CHALLENGE: Return all lines in the material below that contain "index".

** begin EXERCISE INPUTS **

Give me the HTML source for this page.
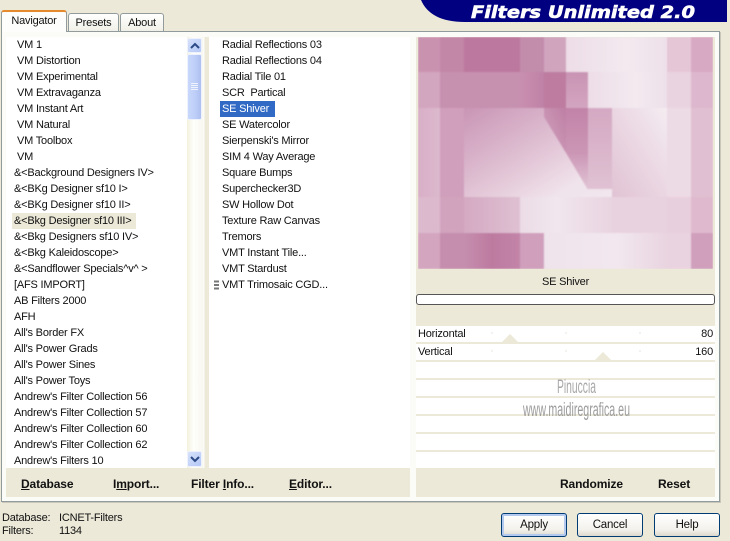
<!DOCTYPE html>
<html><head><meta charset="utf-8">
<style>
html,body{margin:0;padding:0}
body{width:730px;height:541px;position:relative;overflow:hidden;background:#ece9d8;font:11px/16px "Liberation Sans",sans-serif;letter-spacing:-.2px;color:#111}
div,span,svg{position:absolute}
.t{white-space:pre}
.b{font-weight:bold;font-size:12px;letter-spacing:-.12px;white-space:pre;color:#111;line-height:16px}
.btn{top:513px;width:64px;height:22px;border:1px solid #003c74;border-radius:3px;background:linear-gradient(#fff,#f3f2ec 70%,#dcd8ce);text-align:center;line-height:22px;font-size:11.5px;letter-spacing:-.2px}
.row{left:416px;width:299px;height:16px;background:#fff}
</style></head><body>

<!-- tabs -->
<div style="left:68px;top:13px;width:49px;height:18px;background:linear-gradient(#fff,#f0efe6);border:1px solid #919b9c;border-bottom:0;border-radius:3px 3px 0 0;text-align:center;line-height:18px" class="t">Presets</div>
<div style="left:120px;top:13px;width:42px;height:18px;background:linear-gradient(#fff,#f0efe6);border:1px solid #919b9c;border-bottom:0;border-radius:3px 3px 0 0;text-align:center;line-height:18px" class="t">About</div>

<!-- panel -->
<div style="left:1px;top:31px;width:717px;height:469px;background:#fbfbf8;border:1px solid #919b9c;box-shadow:1px 1px 0 #c9c7ba"></div>
<div style="left:1px;top:10px;width:66px;height:22px;background:#fdfdfb;border-top:2px solid #e68b2c;border-radius:3px 3px 0 0;box-sizing:border-box;border-left:1px solid #919b9c;border-right:1px solid #919b9c;text-align:center;line-height:18px" class="t">Navigator</div>

<!-- banner -->
<svg style="left:421px;top:0" width="306" height="22" viewBox="0 0 306 22"><path d="M0 0H306V22H44C20 22 6 14 0 0Z" fill="#000080"/>
<text x="50" y="18" font-family="'DejaVu Sans',sans-serif" font-weight="bold" font-style="italic" font-size="17" fill="#fff" stroke="#fff" stroke-width=".6" letter-spacing="0" textLength="224" lengthAdjust="spacingAndGlyphs">Filters Unlimited 2.0</text></svg>

<!-- columns -->
<div style="left:6px;top:37px;width:181px;height:431px;background:#fff"></div>
<div style="left:187px;top:37px;width:16px;height:431px;background:linear-gradient(90deg,#f3f1dc,#fefefb 40%,#f8f7f0)"></div>
<div style="left:203px;top:37px;width:6px;height:431px;background:linear-gradient(90deg,#fbfbf8 20%,#ece9d8 30%)"></div>
<div style="left:209px;top:37px;width:201px;height:431px;background:#fff"></div>
<div style="left:6px;top:468px;width:404px;height:29px;background:#ece9d8"></div>
<div style="left:416px;top:37px;width:299px;height:460px;background:#ece9d8"></div>

<!-- scrollbar -->
<div style="left:187px;top:38px;width:15px;height:15px;background:linear-gradient(135deg,#d6e1fb,#b4c8f6);border-radius:2px;border:1px solid #eef2fd;box-sizing:border-box"></div>
<svg style="left:187px;top:38px" width="16" height="16"><path d="M4 10L8 6L12 10" fill="none" stroke="#2b4a86" stroke-width="2"/></svg>
<div style="left:187px;top:54px;width:15px;height:66px;background:linear-gradient(90deg,#c9d8fb,#bccdf8 60%,#aebff0);border:1px solid #eef2fd;box-sizing:border-box;border-radius:2px"></div>
<svg style="left:191px;top:82px" width="8" height="9"><path d="M0 1.5H7M0 3.5H7M0 5.5H7M0 7.5H7" stroke="#eef3fe" stroke-width="1"/></svg>
<div style="left:187px;top:451px;width:15px;height:16px;background:linear-gradient(135deg,#d6e1fb,#b4c8f6);border-radius:2px;border:1px solid #eef2fd;box-sizing:border-box"></div>
<svg style="left:187px;top:451px" width="16" height="16"><path d="M4 6L8 10L12 6" fill="none" stroke="#2b4a86" stroke-width="2"/></svg>

<!-- left list -->
<div style="left:12px;top:213px;width:124px;height:16px;background:#ece9d8"></div>
<div class="t" style="left:17px;top:37px">VM 1
VM Distortion
VM Experimental
VM Extravaganza
VM Instant Art
VM Natural
VM Toolbox
VM</div>
<div class="t" style="left:14px;top:165px">&amp;&lt;Background Designers IV&gt;
&amp;&lt;BKg Designer sf10 I&gt;
&amp;&lt;BKg Designer sf10 II&gt;
&amp;&lt;Bkg Designer sf10 III&gt;
&amp;&lt;Bkg Designers sf10 IV&gt;
&amp;&lt;Bkg Kaleidoscope&gt;
&amp;&lt;Sandflower Specials^v^ &gt;
[AFS IMPORT]
AB Filters 2000
AFH
All's Border FX
All's Power Grads
All's Power Sines
All's Power Toys
Andrew's Filter Collection 56
Andrew's Filter Collection 57
Andrew's Filter Collection 60
Andrew's Filter Collection 62
Andrew's Filters 10</div>

<!-- middle list -->
<div style="left:220px;top:101px;width:55px;height:16px;background:#316ac5"></div>
<div class="t" style="left:222px;top:37px">Radial Reflections 03
Radial Reflections 04
Radial Tile 01
SCR  Partical
<span style="position:static;color:#fff">SE Shiver</span>
SE Watercolor
Sierpenski's Mirror
SIM 4 Way Average
Square Bumps
Superchecker3D
SW Hollow Dot
Texture Raw Canvas
Tremors
VMT Instant Tile...
VMT Stardust
VMT Trimosaic CGD...</div>
<svg style="left:214px;top:280px" width="6" height="11"><path d="M0 1.5H5M0 5H5M0 8.5H5" stroke="#777" stroke-width="2"/></svg>

<!-- preview -->
<svg style="left:418px;top:37px" width="295" height="232" viewBox="418 37 295 232">
<defs>
<filter id="s" x="0" y="0" width="1" height="1"><feGaussianBlur stdDeviation=".9"/></filter>
<linearGradient id="a" x1="0" y1="0" x2="1" y2="1"><stop offset="0" stop-color="#c995b5"/><stop offset=".45" stop-color="#dfbfd2"/><stop offset=".8" stop-color="#f0e3eb"/><stop offset="1" stop-color="#f1e6ed"/></linearGradient>
<linearGradient id="b" x1="0" y1="1" x2="1" y2="0"><stop offset="0" stop-color="#e0c3d4"/><stop offset=".5" stop-color="#ead6e2"/><stop offset="1" stop-color="#f4ecf1"/></linearGradient>
<linearGradient id="c" x1="1" y1="0" x2="0" y2="1"><stop offset="0" stop-color="#be7fa4"/><stop offset="1" stop-color="#d2a3bf"/></linearGradient>
<linearGradient id="d" x1="0" y1="0" x2="0" y2="1"><stop offset="0" stop-color="#c283a8"/><stop offset=".55" stop-color="#cb96b5"/><stop offset="1" stop-color="#e2c5d6"/></linearGradient>
<linearGradient id="e" x1="0" y1="0" x2="0" y2="1"><stop offset="0" stop-color="#d4a8c2"/><stop offset="1" stop-color="#e0c1d3"/></linearGradient>
<linearGradient id="f" x1="0" y1="0" x2="1" y2="0"><stop offset="0" stop-color="#d4a9c2"/><stop offset="1" stop-color="#dfc0d2"/></linearGradient>
<linearGradient id="g" x1="0" y1="0" x2="1" y2="0"><stop offset="0" stop-color="#ebdce6"/><stop offset=".4" stop-color="#f1e6ed"/><stop offset="1" stop-color="#e8d4e0"/></linearGradient>
<linearGradient id="h" x1="0" y1="0" x2="1" y2="0"><stop offset="0" stop-color="#eddde7"/><stop offset=".6" stop-color="#f3e9ef"/><stop offset="1" stop-color="#eee0e9"/></linearGradient>
<linearGradient id="i" x1="0" y1="0" x2="0" y2="1"><stop offset="0" stop-color="#c993b3"/><stop offset="1" stop-color="#d3a5c0"/></linearGradient>
<linearGradient id="j" x1="0" y1="0" x2="1" y2="0"><stop offset="0" stop-color="#d8aec7"/><stop offset="1" stop-color="#dcb9cd"/></linearGradient>
<linearGradient id="l" x1="0" y1="0" x2="1" y2="0"><stop offset="0" stop-color="#efe3eb"/><stop offset=".6" stop-color="#f2e7ee"/><stop offset="1" stop-color="#e8d4e0"/></linearGradient>
<linearGradient id="m" x1="0" y1="0" x2="1" y2="0"><stop offset="0" stop-color="#c58eae"/><stop offset=".5" stop-color="#bd7aa0"/><stop offset="1" stop-color="#c284a8"/></linearGradient>
<linearGradient id="n" x1="0" y1="0" x2="1" y2="0"><stop offset="0" stop-color="#c98fb0"/><stop offset="1" stop-color="#bf82a6"/></linearGradient>
</defs>
<g filter="url(#s)">
<rect x="418" y="37" width="295" height="232" fill="#e6d0dd"/>
<rect x="418" y="37" width="22" height="35" fill="#c993b0"/><rect x="440" y="37" width="24" height="35" fill="#c286a6"/><rect x="464" y="37" width="56" height="35" fill="#bc789e"/><rect x="520" y="37" width="24" height="35" fill="#c28cab"/><rect x="544" y="37" width="22" height="35" fill="#d0a4bd"/><rect x="566" y="37" width="101" height="35" fill="url(#h)"/><rect x="667" y="37" width="24" height="35" fill="#e4c6d7"/><rect x="691" y="37" width="22" height="35" fill="#d8a9c3"/>
<rect x="418" y="72" width="22" height="36" fill="#d3a6bf"/><rect x="440" y="72" width="81" height="36" fill="#c690af"/><rect x="520" y="72" width="24" height="36" fill="url(#n)"/><rect x="544" y="72" width="22" height="45" fill="#bd7ba0"/><rect x="566" y="72" width="22" height="36" fill="url(#i)"/><rect x="588" y="72" width="79" height="36" fill="url(#h)"/><rect x="667" y="72" width="24" height="36" fill="#e9d3e0"/><rect x="691" y="72" width="22" height="36" fill="#ddb7cd"/>
<rect x="418" y="108" width="22" height="89" fill="url(#j)"/><rect x="440" y="108" width="24" height="89" fill="#d09fbb"/>
<rect x="464" y="108" width="148" height="89" fill="url(#a)"/>
<path d="M544 108H566V153L544 117Z" fill="url(#c)"/>
<path d="M566 108H588V190L566 153Z" fill="url(#d)"/>
<rect x="588" y="108" width="24" height="81" fill="url(#e)"/>
<rect x="612" y="108" width="55" height="89" fill="url(#b)"/><rect x="667" y="108" width="24" height="89" fill="#ecdae5"/><rect x="691" y="108" width="22" height="89" fill="#e1bfd2"/>
<rect x="418" y="197" width="22" height="36" fill="#dcb9cd"/><rect x="440" y="197" width="24" height="36" fill="#d2a3bd"/><rect x="464" y="197" width="56" height="36" fill="url(#f)"/><rect x="520" y="197" width="92" height="36" fill="url(#g)"/><rect x="612" y="197" width="55" height="36" fill="#e8d2df"/><rect x="667" y="197" width="24" height="36" fill="#e8cfdd"/><rect x="691" y="197" width="22" height="36" fill="#dfbace"/>
<rect x="418" y="233" width="22" height="36" fill="#d3a5bf"/><rect x="440" y="233" width="24" height="36" fill="#c58eae"/><rect x="464" y="233" width="56" height="36" fill="url(#m)"/><rect x="520" y="233" width="24" height="36" fill="#d09fbc"/><rect x="544" y="233" width="123" height="36" fill="url(#l)"/><rect x="667" y="233" width="24" height="36" fill="#e9d3e0"/><rect x="691" y="233" width="22" height="36" fill="#d09fbc"/>
</g>
</svg>

<div class="t" style="left:416px;top:274px;width:299px;text-align:center">SE Shiver</div>
<div style="left:416px;top:294px;width:299px;height:11px;background:#fff;border:1px solid #555;box-sizing:border-box;border-radius:3px"></div>

<!-- slider rows -->
<div class="row" style="top:326px"></div><div class="row" style="top:344px"></div><div class="row" style="top:362px"></div><div class="row" style="top:380px"></div><div class="row" style="top:398px"></div><div class="row" style="top:416px"></div><div class="row" style="top:434px"></div><div class="row" style="top:452px"></div>
<svg style="left:416px;top:326px" width="299" height="36"><path d="M76 6V8M150 6V8M224 6V8M76 24V26M150 24V26M224 24V26" stroke="#e8e6dc"/><path d="M86 16L94 8L102 16Z M179 34L187 26L195 34Z" fill="#ece9d8"/></svg>
<div class="t" style="left:418px;top:326px">Horizontal</div>
<div class="t" style="left:418px;top:344px">Vertical</div>
<div class="t" style="left:613px;top:326px;width:100px;text-align:right">80</div>
<div class="t" style="left:613px;top:344px;width:100px;text-align:right">160</div>

<!-- watermark -->
<svg style="left:516px;top:372px" width="120" height="50"><text x="41" y="21" font-family="'Liberation Sans',sans-serif" font-size="19" letter-spacing="0" fill="#a8a8a8" textLength="39" lengthAdjust="spacingAndGlyphs">Pinuccia</text><text x="7" y="44" font-family="'Liberation Sans',sans-serif" font-size="19" letter-spacing="0" fill="#9c9c9c" textLength="107" lengthAdjust="spacingAndGlyphs">www.maidiregrafica.eu</text></svg>

<!-- bottom buttons -->
<div class="b" style="left:21px;top:476px"><span style="position:static;text-decoration:underline">D</span>atabase</div>
<div class="b" style="left:113px;top:476px">I<span style="position:static;text-decoration:underline">m</span>port...</div>
<div class="b" style="left:191px;top:476px">Filter <span style="position:static;text-decoration:underline">I</span>nfo...</div>
<div class="b" style="left:289px;top:476px"><span style="position:static;text-decoration:underline">E</span>ditor...</div>
<div class="b" style="left:560px;top:476px">Randomize</div>
<div class="b" style="left:658px;top:476px">Reset</div>

<!-- status -->
<div class="t" style="left:2px;top:512px;line-height:13px">Database:
Filters:</div>
<div class="t" style="left:59px;top:512px;line-height:13px">ICNET-Filters
1134</div>

<div class="btn" style="left:501px;box-shadow:inset 0 0 0 2px #b4c9ee">Apply</div>
<div class="btn" style="left:577px">Cancel</div>
<div class="btn" style="left:654px">Help</div>
</body></html>
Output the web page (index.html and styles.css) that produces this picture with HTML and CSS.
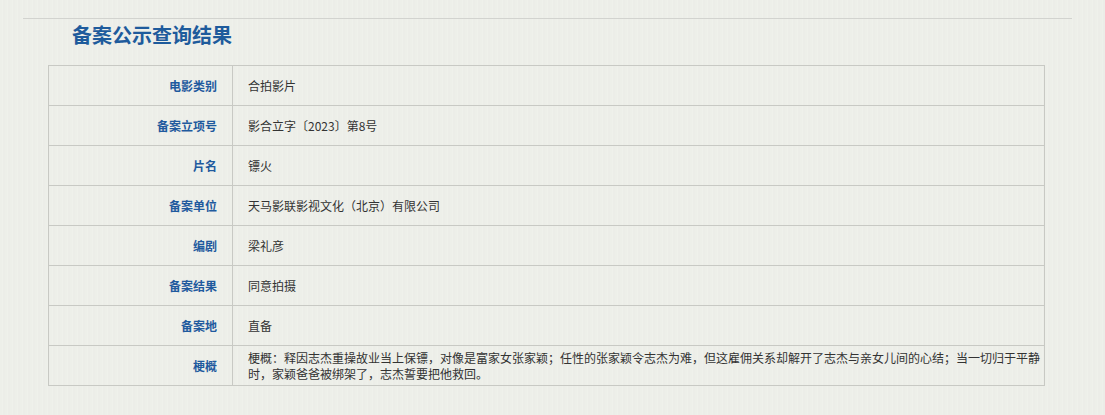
FILE: index.html
```html
<!DOCTYPE html>
<html lang="zh-CN">
<head>
  <meta charset="UTF-8" />
  <meta name="viewport" content="width=device-width, initial-scale=1.0" />
  <title>备案公示查询结果</title>
  <link rel="stylesheet" href="styles.css">
</head>
<body>
  <div class="wrap">
    <h2 class="title">备案公示查询结果</h2>
    <table class="result">
      <tr><th>电影类别</th><td>合拍影片</td></tr>
      <tr><th>备案立项号</th><td>影合立字〔2023〕第8号</td></tr>
      <tr><th>片名</th><td>镖火</td></tr>
      <tr><th>备案单位</th><td>天马影联影视文化（北京）有限公司</td></tr>
      <tr><th>编剧</th><td>梁礼彦</td></tr>
      <tr><th>备案结果</th><td>同意拍摄</td></tr>
      <tr><th>备案地</th><td>直备</td></tr>
      <tr class="long"><th>梗概</th><td>梗概：释因志杰重操故业当上保镖，对像是富家女张家颖；任性的张家颖令志杰为难，但这雇佣关系却解开了志杰与亲女儿间的心结；当一切归于平静时，家颖爸爸被绑架了，志杰誓要把他救回。</td></tr>
    </table>
  </div>
</body>
</html>
```

FILE: styles.css
```css
body {
  margin: 0;
  font-family: "Noto Sans CJK SC", "Microsoft YaHei", sans-serif;
  font-size: 12px;
  color: #333;
  background-color: #edefe9;
  background-image: repeating-linear-gradient(90deg, #edefe9 0, #edefe9 2px, #eff1eb 2px, #eff1eb 3px, #ecede8 3px, #ecede8 5px);
}
.wrap {
  margin: 18px 0 0 23px;
  width: 1049px;
  border-top: 1px solid #d2d3cf;
}
.title {
  margin: 0 0 0 49px;
  padding-top: 2px;
  height: 44px;
  line-height: 28px;
  font-size: 20px;
  font-weight: bold;
  color: #1e5b9c;
}
.result {
  margin-left: 25px;
  width: 997px;
  border-collapse: collapse;
  border: 1px solid #c8c9c4;
}
.result th,
.result td {
  border: 1px solid #c8c9c4;
  height: 40px;
  padding: 0 4px 0 15px;
  line-height: 16px;
  box-sizing: border-box;
}
.result th {
  width: 184px;
  padding: 0 15px 0 0;
  text-align: right;
  font-weight: bold;
  color: #1f5a9e;
}
.result td {
  text-align: left;
}
.result .long th,
.result .long td {
  padding-top: 3px;
  padding-bottom: 3px;
}
```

** end EXERCISE INPUTS **

TASK OUTPUT:
Output the web page (index.html and styles.css) that produces this picture with HTML and CSS.
FILE: index.html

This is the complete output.